What is digital transformation?

Digital transformation is becoming increasingly hard to define, but why is this?

Everyone from CIOs to copywriters are currently throwing the most talked about buzzword of the tech industry around. However, no matter how many times you end up listening to someone discuss digital transformation (DX) or reading about what leading organisations are doing to bolster their digital transformation strategy, you’re probably left scratching your head wondering ‘What is digital transformation?’ Well, that’s the problem. No one seems to be able to agree.

Gartner have told the world they believe “Digital business transformation is the process of exploiting digital technologies and supporting capabilities to create a robust new digital business model.”

However, Forrester defines digital transformation as “harnessing digital assets to continually improve customer outcomes while increasing operational agility. Digital transformation is a state of being; it’s not something with definitive beginning and ending points, but a constant state of motion.”

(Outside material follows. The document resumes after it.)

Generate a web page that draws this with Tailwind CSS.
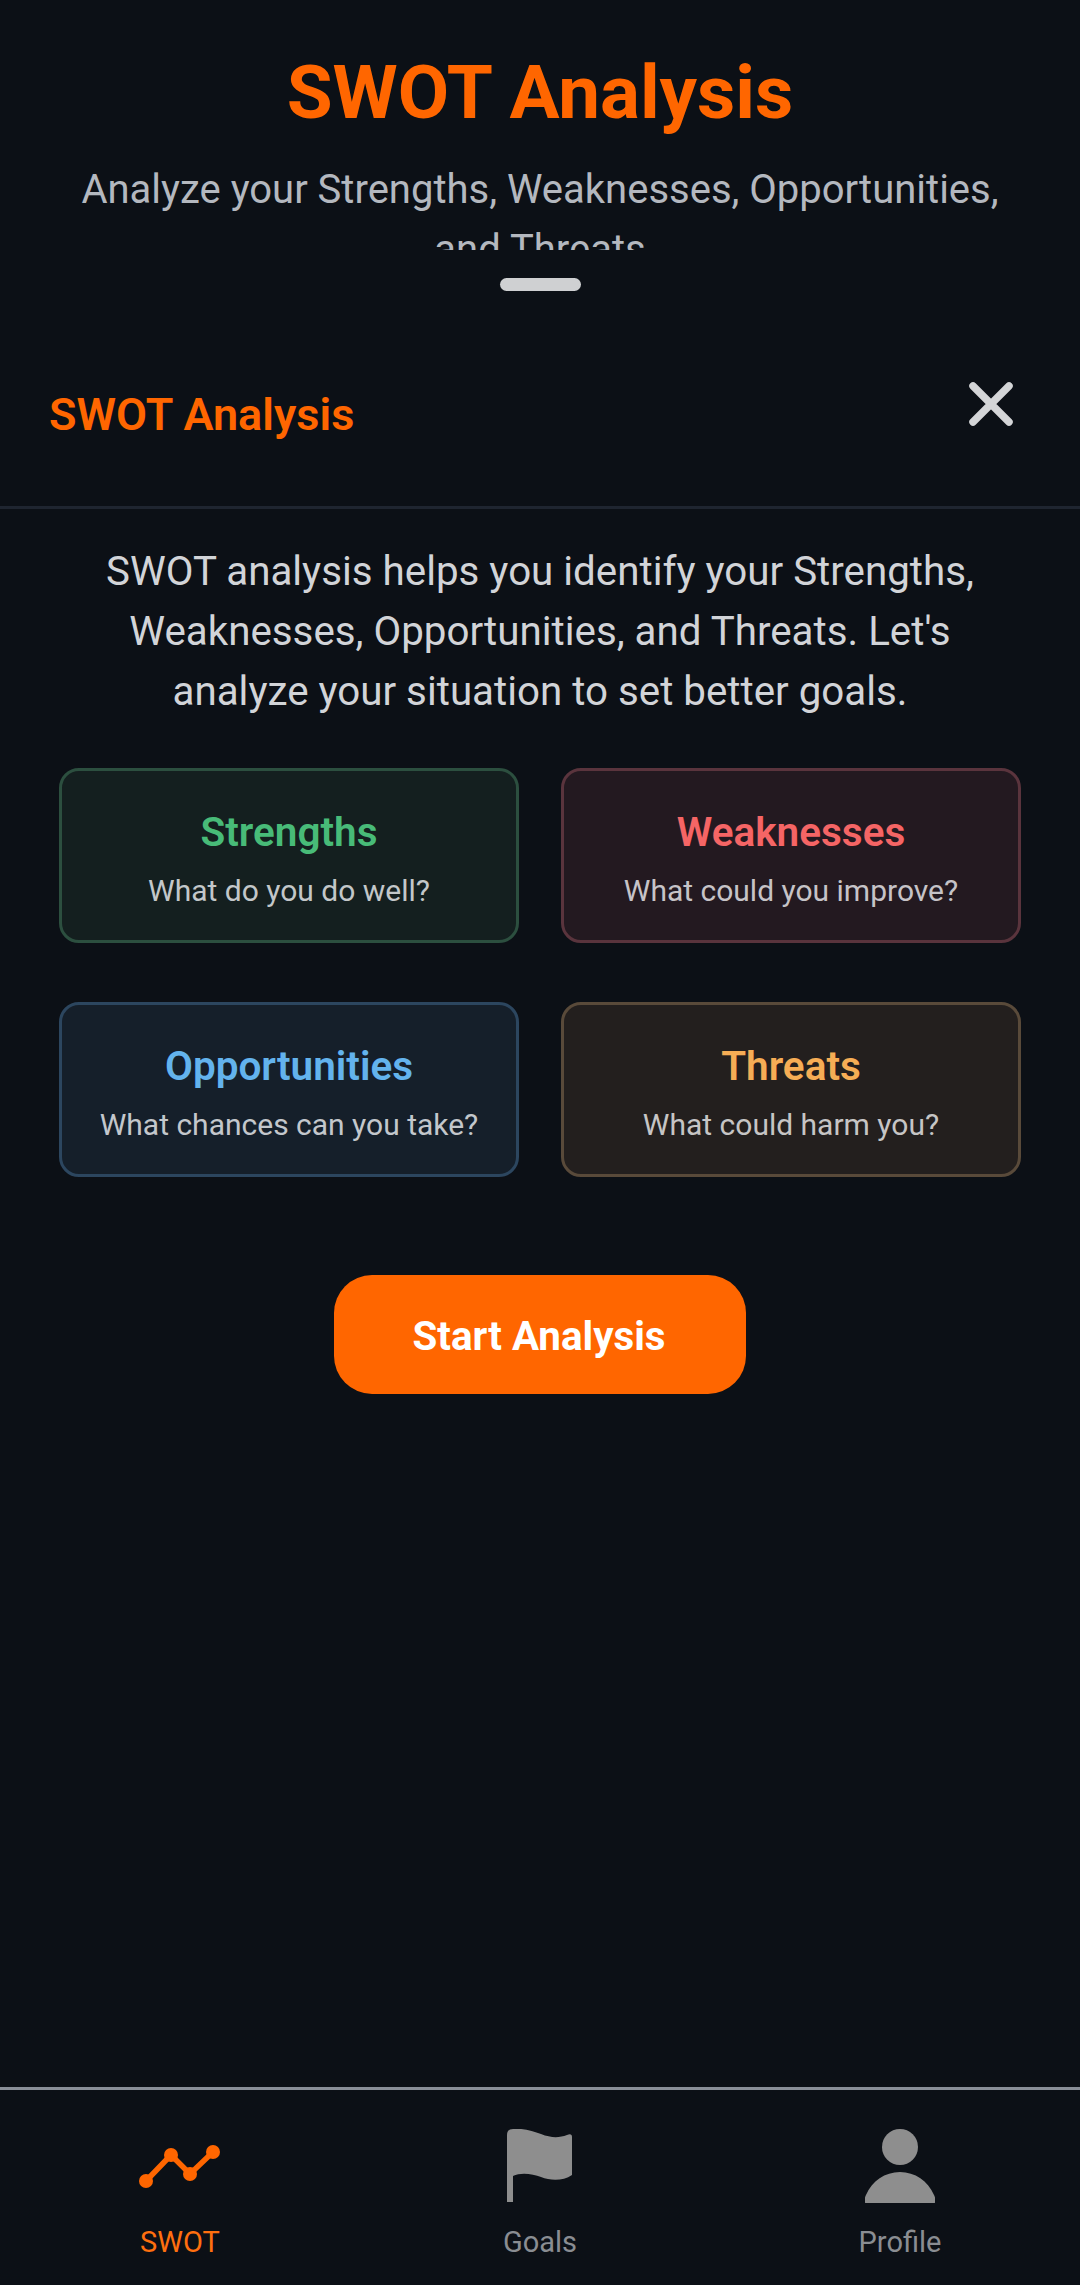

IDC have a different definition, describing digital transformation as “transforming your decision making with technology — utilizing new sources of innovation and creativity to enhance experiences and improve financial performance.”

Deloitte, 451 Research, Aberdeen Group, Frost & Sullivan and any other analyst firm you can think also all have their own definitions of digital transformation. As does every C-suite executive, manager, team leader and employee.

So, what does digital transformation actually mean and why has it become so difficult to define?

Defining digital transformation

We first heard digital transformation echoing around conference halls about five years ago. While the concept existed prior to that – in 2011 the MIT Centre for Digital Business and Capgemini Consulting concluded a three-year study into the maturity of global digital transformation programmes – the concept only started to gain real traction outside the boardroom in 2013.

Initially, it was seen as a ‘passing trend’; a way for organisations to respond to the changing landscape of the tech industry. Originally, digital transformation efforts were seen as a number of small, actionable changes made by companies that would create long-term business benefits.

However, fast forward a year, large organisations and government agencies were starting to embrace these initiatives and the results from projects carried out by early adopters began to filter through, efforts were made to nail down the definition of digital transformation.

This bought with it the onslaught of blog posts, articles, eBooks and marketing campaigns, firmly cementing digital transformation in the tech industry’s buzzword hall of fame.

What we can all agree on is that today, digital technologies are integrated into every aspect of organisations, and those that fail to implement a robust digital strategy won’t be able to capitalise on the value of digitisation and risk being left behind by their competitors.

The digital landscape presents businesses with the opportunity to transform how they operate in a myriad of ways and its this complex and wide-ranging potential offered by DX that has led to the differing definitions. Each company has its own unique digital needs, making their perception of digital transformation different to the other companies working in their sector.

Digital transformation misconceptions

While there’s a lot of discussion around what digital transformation does mean, there’s also a lot of chatter about what it doesn’t entail either.

Yet, despite all the hype and the pervasive nature of the concept, very few companies truly believe they’re hitting the mark when it comes to digital transformation. While the majority of companies have started on their DX journey, there are very few who are anywhere close to reaching full maturity with their projects.

For example, in Southeast Asia’s financial sector, 87% of organisations have reportedly adopted some form of digital initiatives. However, when the same companies were asked about the benefits of digitisation; only 21% believed that their businesses were yielding maximum value from their digital partnerships.

Part of this problem comes from the undefinable nature of digital transformation – how can you measure your progress when don’t fully understand what it is you should be measuring? This has led to a number of misconceptions surrounding digital transformation to permeate the industry, causing confusion amongst executives and employees alike.

The biggest myth is that digital transformation requires a complete overhaul of your business. You don’t have to turn yourself into a digital company in order to create any meaningful value from your DX initiatives; its about deploying the right digital technologies for your business to help you enable new business opportunities. And to do that, you don’t need to change the fundamental way in which your company operates.

Another misconception surrounding digital transformation is that it involves a specific project or technological deployment. DX can’t happen overnight and the journey you find yourself on will largely depend on what legacy technology you have in place and what emerging technology will help you to remain competitive in your industry.

The most important thing to remember when you’re embarking on your DX journey is that your IT department can’t undertake the challenge alone. Digital transformation impacts on every employee in every department so if you don’t have a solid strategy in place and an understanding of how it will impact each part of your business, your project is likely to fail.

Digital transformation might be slippery to pin down but ultimately, it’s a necessary evil for any business that’s looking to increase its growth in today’s digital world.

Just remember, if you ever find yourself puzzling over what digital transformation means – you’re definitely not alone!